Todos os dias durante a semana, acordava, ia para casa deles, que fica a 20 minutos da minha, e passava o dia lá. Não ia nem ao supermercado e farmácias. Fiz tudo pela internet e não vimos mais ninguém da minha família nem do meu marido.

A professora virou uma espécie de babá também. Além de passar 2h por dia fazendo as aulas remotas, lições, atividades, projetos e trabalhos da escola, ela dava banho, almoço, jantar, brincava e ensinava coisas novas ao Breno. Eu, enquanto isso, passava meus dias trancada trabalhando.

Hoje, 7 meses depois, posso dizer que foi a melhor coisa que poderia ter feito para mim e para o meu filho. Breno se desenvolveu incrivelmente em 2020, passou a formular melhor as palavras, aprendeu o alfabeto inteiro, os números, as cores, sílabas, acompanha as aulas remotas rigorosamente sem reclamar, participa das aulas de música, de educação física e tudo mais. Passa as tardes brincando com a Thainá e meus pais, joga bola e outros jogos, brinca na piscina, planta no jardim, pinta e tantas outras coisas que uma casa grande nos permitiu. Normalmente, na idade dele, uma criança com SD ainda está longe de aprender a ler. Fico triste de ver que o desenvolvimento dos filhos especiais de algumas amigas parou neste período.

Não foi o que tivemos aqui. O desenvolvimento cognitivo do Breno foi surpreendente. Nada como uma professora particular para colocá-lo na linha, deixá-lo centrado e identificar as dificuldades dele para melhorá-las individualmente. A Thainá já estava acostumada com o Breno quando chegou, não era uma desconhecida. Então, a parceria foi perfeita. Nada como uma babá perfeita para uma mãe atolada de trabalho. Eu também não podia me dar ao luxo de perder ou abandonar meu emprego.

Consegui me dedicar ao meu trabalho, ciente de que o meu filho estava sendo bem cuidado. Hoje, ele sai lendo os cartazes pelas ruas e fica feliz por fazer isso. Enquanto vejo tantas mães preocupadas com um ano escolar totalmente perdido, e muitos filhos com problemas psicológicos devido ao isolamento, como medo, ansiedade e estresse, aqui em casa, a minha escolha lá em março de arriscar e os sacrifícios com custos, fez de 2020 um ano ótimo.

As professoras e a coordenadora de inclusão do colégio ficaram surpresas com o avanço dele. Breno acompanha as aulas com os demais amigos da sala e participa. Voltamos com as terapias há cerca de um mês, presencialmente, com todos os cuidados.
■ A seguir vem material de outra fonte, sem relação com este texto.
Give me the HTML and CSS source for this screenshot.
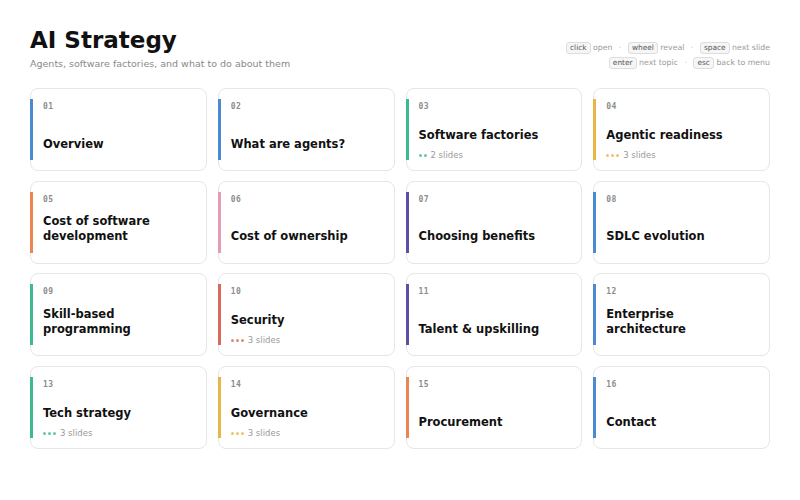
FILE: index.html
```html
<!DOCTYPE html>
<html lang="en">
	<head>
		<meta charset="UTF-8" />
		<meta name="viewport" content="width=device-width, initial-scale=1.0" />
		<title>AI Strategy</title>
		<link rel="stylesheet" href="styles.css">
	</head>
	<body>
		<div class="menu">
			<header class="menu-header">
				<div class="heading">
					<h1>AI Strategy</h1>
					<p class="subtitle">Agents, software factories, and what to do about them</p>
				</div>
				<div class="keys">
					<div class="key-row">
						<kbd>click</kbd> open <span class="sep">·</span>
						<kbd>wheel</kbd> reveal <span class="sep">·</span>
						<kbd>space</kbd> next slide
					</div>
					<div class="key-row">
						<kbd>enter</kbd> next topic <span class="sep">·</span>
						<kbd>esc</kbd> back to menu
					</div>
				</div>
			</header>

			<div class="topics">
				<div class="topic blue">
					<span class="num">01</span>
					<div class="body"><div class="title">Overview</div></div>
				</div>
				<div class="topic blue">
					<span class="num">02</span>
					<div class="body"><div class="title">What are agents?</div></div>
				</div>
				<div class="topic green">
					<span class="num">03</span>
					<div class="body">
						<div class="title">Software factories</div>
						<div class="meta"><span class="dots"><i></i><i></i></span>2 slides</div>
					</div>
				</div>
				<div class="topic amber">
					<span class="num">04</span>
					<div class="body">
						<div class="title">Agentic readiness</div>
						<div class="meta"><span class="dots"><i></i><i></i><i></i></span>3 slides</div>
					</div>
				</div>

				<div class="topic orange">
					<span class="num">05</span>
					<div class="body"><div class="title">Cost of software development</div></div>
				</div>
				<div class="topic pink">
					<span class="num">06</span>
					<div class="body"><div class="title">Cost of ownership</div></div>
				</div>
				<div class="topic purple">
					<span class="num">07</span>
					<div class="body"><div class="title">Choosing benefits</div></div>
				</div>
				<div class="topic blue">
					<span class="num">08</span>
					<div class="body"><div class="title">SDLC evolution</div></div>
				</div>

				<div class="topic green">
					<span class="num">09</span>
					<div class="body"><div class="title">Skill-based programming</div></div>
				</div>
				<div class="topic red">
					<span class="num">10</span>
					<div class="body">
						<div class="title">Security</div>
						<div class="meta"><span class="dots"><i></i><i></i><i></i></span>3 slides</div>
					</div>
				</div>
				<div class="topic purple">
					<span class="num">11</span>
					<div class="body"><div class="title">Talent &amp; upskilling</div></div>
				</div>
				<div class="topic blue">
					<span class="num">12</span>
					<div class="body"><div class="title">Enterprise architecture</div></div>
				</div>

				<div class="topic green">
					<span class="num">13</span>
					<div class="body">
						<div class="title">Tech strategy</div>
						<div class="meta"><span class="dots"><i></i><i></i><i></i></span>3 slides</div>
					</div>
				</div>
				<div class="topic amber">
					<span class="num">14</span>
					<div class="body">
						<div class="title">Governance</div>
						<div class="meta"><span class="dots"><i></i><i></i><i></i></span>3 slides</div>
					</div>
				</div>
				<div class="topic orange">
					<span class="num">15</span>
					<div class="body"><div class="title">Procurement</div></div>
				</div>
				<div class="topic blue">
					<span class="num">16</span>
					<div class="body"><div class="title">Contact</div></div>
				</div>
			</div>
		</div>
	</body>
</html>
```

FILE: styles.css
```css
* {
	box-sizing: border-box;
}
body {
	margin: 0;
	background-color: #fff;
	color: #111;
	font-family: "DejaVu Sans", "Noto Sans", sans-serif;
}
.menu {
	padding: 26px 30px 0;
}
.menu-header {
	display: flex;
	justify-content: space-between;
	align-items: flex-start;
	height: 45px;
	margin-bottom: 17px;
}
h1 {
	margin: 0;
	font-size: 23px;
	line-height: 28px;
	font-weight: bold;
	color: #111;
}
.subtitle {
	margin: 4px 0 0;
	font-size: 9.5px;
	color: #8a8a8a;
}
.keys {
	margin-top: 16px;
	font-size: 7.8px;
	color: #999;
	text-align: right;
}
.key-row {
	margin-bottom: 3px;
	line-height: 12px;
}
kbd {
	display: inline-block;
	font-family: inherit;
	font-size: 7.4px;
	line-height: 10px;
	padding: 0 3px;
	color: #555;
	background-color: #f6f6f6;
	border: 1px solid #ddd;
	border-radius: 3px;
}
.sep {
	margin: 0 4px;
	color: #bbb;
}
.topics {
	display: grid;
	grid-template-columns: repeat(4, 1fr);
	grid-auto-rows: 83px;
	column-gap: 11px;
	row-gap: 9.7px;
}
.topic {
	position: relative;
	display: flex;
	flex-direction: column;
	padding: 12px 12px 10px 12px;
	border: 1px solid #e6e6e6;
	border-radius: 8px;
	background-color: #fff;
}
/* colour bar on the left edge, inset from the corners */
.topic::before {
	content: "";
	position: absolute;
	left: -1px;
	top: 10px;
	bottom: 10px;
	width: 3px;
	background-color: var(--accent);
}
.num {
	font-family: "DejaVu Sans Mono", monospace;
	font-size: 8px;
	line-height: 12px;
	font-weight: bold;
	color: #8c8c8c;
	letter-spacing: 0.5px;
}
.body {
	flex: 1;
	display: flex;
	flex-direction: column;
	justify-content: center;
}
.title {
	display: flex;
	align-items: flex-end;
	min-height: 30px;
	font-size: 11.5px;
	line-height: 15px;
	font-weight: bold;
	color: #111;
}
.meta {
	display: flex;
	align-items: center;
	margin-top: 6px;
	font-size: 8.5px;
	line-height: 12px;
	color: #999;
}
.dots {
	display: inline-flex;
	gap: 2px;
	margin-right: 4px;
}
.dots i {
	width: 3px;
	height: 3px;
	border-radius: 50%;
	background-color: var(--accent);
	opacity: 0.8;
}
.blue {
	--accent: #4a8ad0;
}
.green {
	--accent: #3dbb8c;
}
.amber {
	--accent: #e8b547;
}
.orange {
	--accent: #ec8650;
}
.pink {
	--accent: #e59bb4;
}
.purple {
	--accent: #5e4fa8;
}
.red {
	--accent: #d9685d;
}
```
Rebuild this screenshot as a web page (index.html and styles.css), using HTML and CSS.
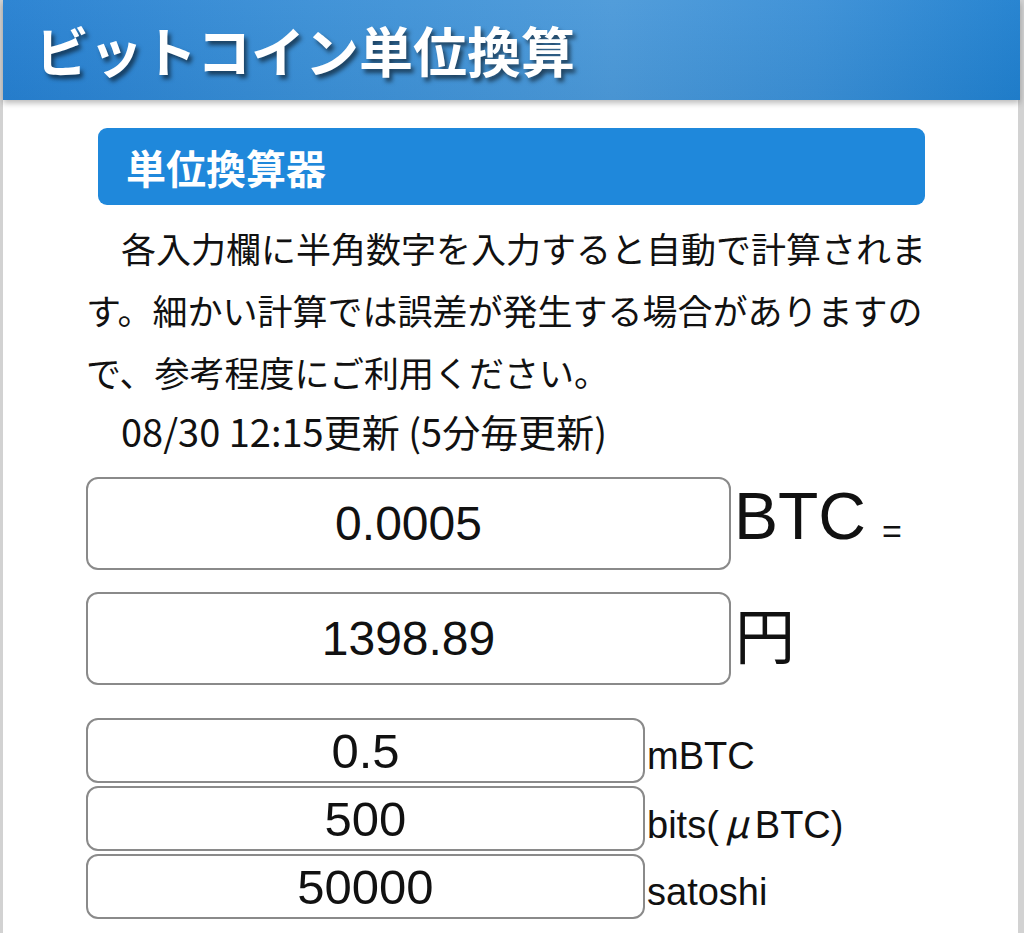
FILE: index.html
```html
<!DOCTYPE html>
<html lang="ja">
<head>
<meta charset="utf-8">
<title>ビットコイン単位換算</title>
<link rel="stylesheet" href="styles.css">
</head>
<body>
<div class="page">
  <header class="site-header">
    <h1 class="site-title">ビットコイン単位換算</h1>
  </header>
  <main class="content">
    <h2 class="section-title">単位換算器</h2>
    <p class="intro">各入力欄に半角数字を入力すると自動で計算されます。細かい計算では誤差が発生する場合がありますので、参考程度にご利用ください。</p>
    <p class="updated">08/30 12:15更新 (5分毎更新)</p>

    <div class="row row-large">
      <input class="field field-large" type="text" value="0.0005">
      <span class="unit unit-btc">BTC</span><span class="equals">=</span>
    </div>
    <div class="row row-large row-yen">
      <input class="field field-large" type="text" value="1398.89">
      <span class="unit unit-yen">円</span>
    </div>

    <div class="small-group">
      <div class="row">
        <input class="field field-small" type="text" value="0.5">
        <span class="unit unit-small">mBTC</span>
      </div>
      <div class="row">
        <input class="field field-small" type="text" value="500">
        <span class="unit unit-small">bits(<span class="mu">μ</span>BTC)</span>
      </div>
      <div class="row">
        <input class="field field-small" type="text" value="50000">
        <span class="unit unit-small">satoshi</span>
      </div>
    </div>
  </main>
</div>
</body>
</html>
```

FILE: styles.css
```css
html, body {
  margin: 0;
  padding: 0;
}

body {
  background: #d2d2d2;
  font-family: "Liberation Sans", "Noto Sans CJK JP", sans-serif;
  color: #111;
  height: 933px;
  overflow: hidden;
}

.page {
  margin-left: 3px;
  width: 1015px;
  min-height: 933px;
  background: #ffffff;
}

.site-header {
  height: 100px;
  width: 1017px;
  display: flex;
  align-items: center;
  background:
    linear-gradient(to bottom, rgba(255,255,255,0.04), rgba(0,0,0,0.03)),
    linear-gradient(to right, #2680d1 0%, #3a8fd6 30%, #4b99d9 60%, #3a8fd6 80%, #2080cf 100%);
  box-shadow: 0 3px 6px rgba(0, 0, 0, 0.28);
  position: relative;
  z-index: 1;
}

.site-title {
  margin: 0 0 0 32px;
  font-family: "Noto Sans CJK JP", sans-serif;
  font-weight: 700;
  font-size: 54px;
  line-height: 1;
  color: #ffffff;
  letter-spacing: 0;
  text-shadow: 3px 4px 4px rgba(0, 0, 0, 0.55);
}

.content {
  padding: 28px 0 0 83px;
  width: 850px;
}

.section-title {
  margin: 0 11px 0 12px;
  height: 77px;
  box-sizing: border-box;
  padding-left: 28px;
  display: flex;
  align-items: center;
  background: #1f88db;
  border-radius: 9px;
  color: #ffffff;
  font-family: "Noto Sans CJK JP", sans-serif;
  font-weight: 700;
  font-size: 40px;
  line-height: 1;
}

.intro {
  margin: 12px 0 0 0;
  font-family: "Noto Sans CJK JP", sans-serif;
  font-size: 35px;
  line-height: 62px;
  text-indent: 1em;
  color: #111;
}

.updated {
  margin: 0;
  font-family: "Noto Sans CJK JP", sans-serif;
  font-size: 38px;
  line-height: 56px;
  padding-left: 35px;
  color: #111;
}

.row {
  display: flex;
  align-items: center;
}

.row-large {
  margin-top: 18px;
}

.row-yen {
  margin-top: 22px;
}

.field {
  box-sizing: border-box;
  border: 2px solid #8a8a8a;
  border-radius: 12px;
  background: #ffffff;
  text-align: center;
  font-family: "Liberation Sans", sans-serif;
  color: #111;
  padding: 0;
  margin: 0;
  outline: none;
}

.field-large {
  width: 645px;
  height: 93px;
  font-size: 48px;
}

.field-small {
  width: 559px;
  height: 65px;
  font-size: 49px;
}

.unit {
  line-height: 1;
  color: #111;
}

.unit-btc {
  font-size: 66px;
  margin-left: 3px;
  position: relative;
  top: -8px;
}

.equals {
  font-size: 34px;
  margin-left: 16px;
  position: relative;
  top: 8px;
}

.unit-yen {
  font-family: "Noto Sans CJK JP", sans-serif;
  font-size: 60px;
  margin-left: 4px;
  position: relative;
  top: -6px;
}

.small-group {
  margin-top: 33px;
  display: flex;
  flex-direction: column;
  gap: 3px;
}

.unit-small {
  font-size: 38px;
  margin-left: 2px;
  position: relative;
  top: 5px;
}

.mu {
  font-family: "Noto Sans CJK JP", sans-serif;
  font-style: italic;
  display: inline-block;
  width: 36px;
  text-align: center;
}
```
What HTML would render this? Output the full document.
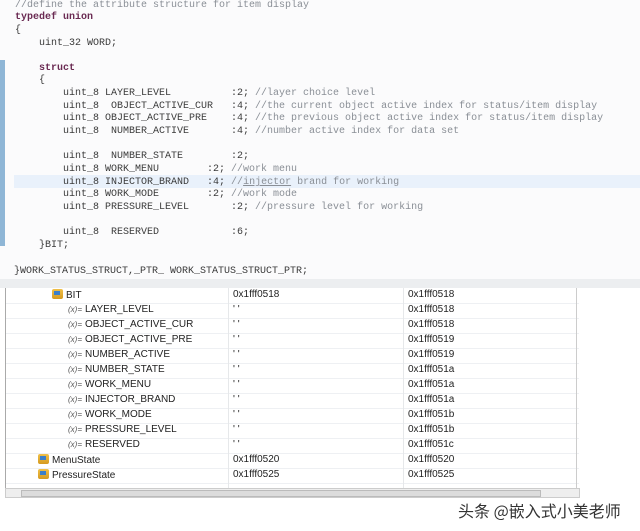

A fonoaudióloga, a fisioterapeuta e a psicopedagoga nem acreditaram quando viram o Breno depois de 7 meses, tamanho o ganho cognitivo.

Pude ficar 24 horas com meu filho, coisa tão impossível antes da pandemia, já que trabalhava em horário integral. Vejo seus avanços diariamente e a felicidade dele de me ter por perto não tem preço. Além disso, pude estar muito mais próxima aos meus pais, o que nessa fase da vida deles, ambos com mais de 70 anos, foi um presente. Graças a Deus, ninguém se infectou. Nas últimas semanas, o isolamento deu uma aliviada, onde pudemos viajar com segurança e temos saído aos poucos para lugares não aglomerados.

Ainda sigo em home office, a escola ainda não voltou, Thainá ainda está conosco e nem sabemos quando isso vai acabar, se com vacina ou sem vacina. Minha saúde mental vai muito bem, obrigada, e olho para trás e percebo que foi a melhor decisão que tomei no meio do caos.